Our neighbor curbed motorhomes. It went on for years and everyone in the neighborhood was aware. The city did nothing re our complaints and therein lies the problem. Even though bylaws are there to prevent curbing, the city must be willing to enforce them!
Hi Jim — Great question. If it’s a licensed dealer, you may want to reach out the Vehicle Sales Authority of BC as they look after the laws that speak to car dealerships. Here’s a link to their website: http://mvsabc.com/ I hope that helps!
I buy a vw beetle one day ago have a transmission problem can I returner to the dealer is a use car 2007
Hi Jorge, it’s our understanding that the dealer is not obliged to give you a refund but if you would like more information, please visit the Vehicle Sales Authority of BC’s website or contact them. Here’s the link to their website – https://mvsabc.com/
What happens if a dealer sells you a car as an AWD (All Wheel Drive); the car has the AWD badge on the back but the car is not AWD??
How do I get out of a contract for financing a car if the price is unfair? In total I would be paying $435 a month for 36 months but the car is only priced $4488-$5981.
Thank you for your question! If you bought your car from a licensed dealership in BC, you may want to reach out to the Vehicle Sales Authority of BC as they oversee car dealerships in the province. Here’s a link to their website: http://mvsabc.com/ I hope that helps!
I purchased a used car they showed me the vehicle history, and service history on the vehicle. They sold it to me and even on my sales agreement it states it is suitable and meets BC safety standards to be used as a motor vehicle.
However upon driving it home had some issues it was too late to call them, called the next day and left a msg it was purchased at 6pm Saturday and call was made Sun, and again on Mon, and Tues.

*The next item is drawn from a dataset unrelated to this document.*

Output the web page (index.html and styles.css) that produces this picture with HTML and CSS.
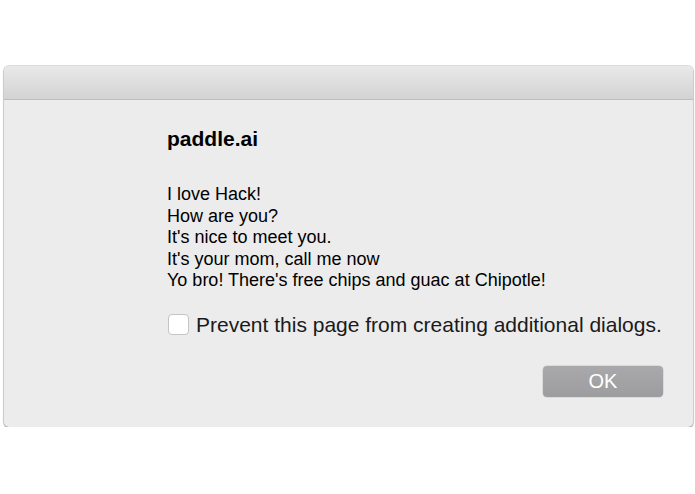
FILE: index.html
```html
<!DOCTYPE html>
<html>
<head>
<meta charset="utf-8">
<link rel="stylesheet" href="styles.css">
</head>
<body>
<div class="window">
  <div class="titlebar"></div>
  <div class="content">
    <div class="title">paddle.ai</div>
    <div class="message">
      <div>I love Hack!</div>
      <div>How are you?</div>
      <div>It's nice to meet you.</div>
      <div>It's your mom, call me now</div>
      <div>Yo bro! There's free chips and guac at Chipotle!</div>
    </div>
    <label class="prevent"><span class="box"></span><span>Prevent this page from creating additional dialogs.</span></label>
    <div class="actions"><button class="ok">OK</button></div>
  </div>
</div>
</body>
</html>
```

FILE: styles.css
```css
html, body {
  margin: 0;
  padding: 0;
  background: #ffffff;
  font-family: "Liberation Sans", Arial, sans-serif;
  overflow: hidden;
}
.window {
  margin: 66px 0 0 4px;
  width: 689px;
  height: 361px;
  background: #ececec;
  border-radius: 5px;
  box-shadow: 0 0 0 1px rgba(0,0,0,0.12), 0 1px 2px rgba(0,0,0,0.35);
  overflow: hidden;
  display: flex;
  flex-direction: column;
}
.titlebar {
  height: 33px;
  background: linear-gradient(#e9e9e9, #d3d3d3);
  border-bottom: 1px solid #bdbdbd;
  flex: none;
}
.content {
  padding: 27px 30px 0 163px;
  color: #000;
  flex: 1;
  display: flex;
  flex-direction: column;
}
.title {
  font-weight: bold;
  font-size: 21px;
  line-height: 24px;
}
.message {
  margin-top: 33px;
  font-size: 18px;
  line-height: 21.5px;
}
.prevent {
  margin-top: 20px;
  display: flex;
  align-items: center;
  gap: 7px;
  font-size: 21px;
  line-height: 26px;
  color: #1a1a1a;
}
.box {
  width: 21px;
  height: 21px;
  box-sizing: border-box;
  border: 1px solid #c4c4c4;
  border-radius: 4px;
  background: #ffffff;
  margin-left: 1px;
  flex: none;
}
.actions {
  margin-top: 28px;
  display: flex;
  justify-content: flex-end;
}
.ok {
  width: 120px;
  height: 31px;
  border: none;
  border-radius: 4px;
  background: linear-gradient(#a9a9ac, #9d9da0);
  box-shadow: 0 0 0 0.5px rgba(0,0,0,0.15);
  color: #ffffff;
  font-family: "Liberation Sans", Arial, sans-serif;
  font-size: 20px;
  padding: 0;
}
```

I told him I had to tow it to a mechanic, It is a Volvo and the mechanic told me I would need to take it to a licensed mechanic for import cars, that was on the Tues within 3 days of getting the vehicle, I then had to take it to Summerland on Thursday and Friday was told It would be 4500 to 5000 to fix it and it was not road worthy and could not be taken out of the garage unless towed. At first the dealer told me thats to bad it sucks, then changed his tune when he found out how much it needed apologized and told me to give him the addy, and he would deal with it and take the vehicle back and put me in another one. I have no trust for this dealer, It is now Sat and I have not divulged where the vehicle is. They sold me this vehicle, and I am sure if it had under the 2000.00 that they are not by law required to tell the buyer about they would have said
too bad as he did at first. I would like my money back , My Sales agreement clearly states it was up to Road Safety Standards and it was not, as well, I thought with Covid a car needed to be clean and sanitized before sale this was also not done and we all wore masks and gloves taking it from Kelowna to Oliver BC, until I had it detailed so the mechanics could look at it.
Hi Shaylene, thanks for detailing the situation. To clarify, are you looking for assistance on how best to proceed or just sharing your experience? Please let me know if you have a question for us. Thanks!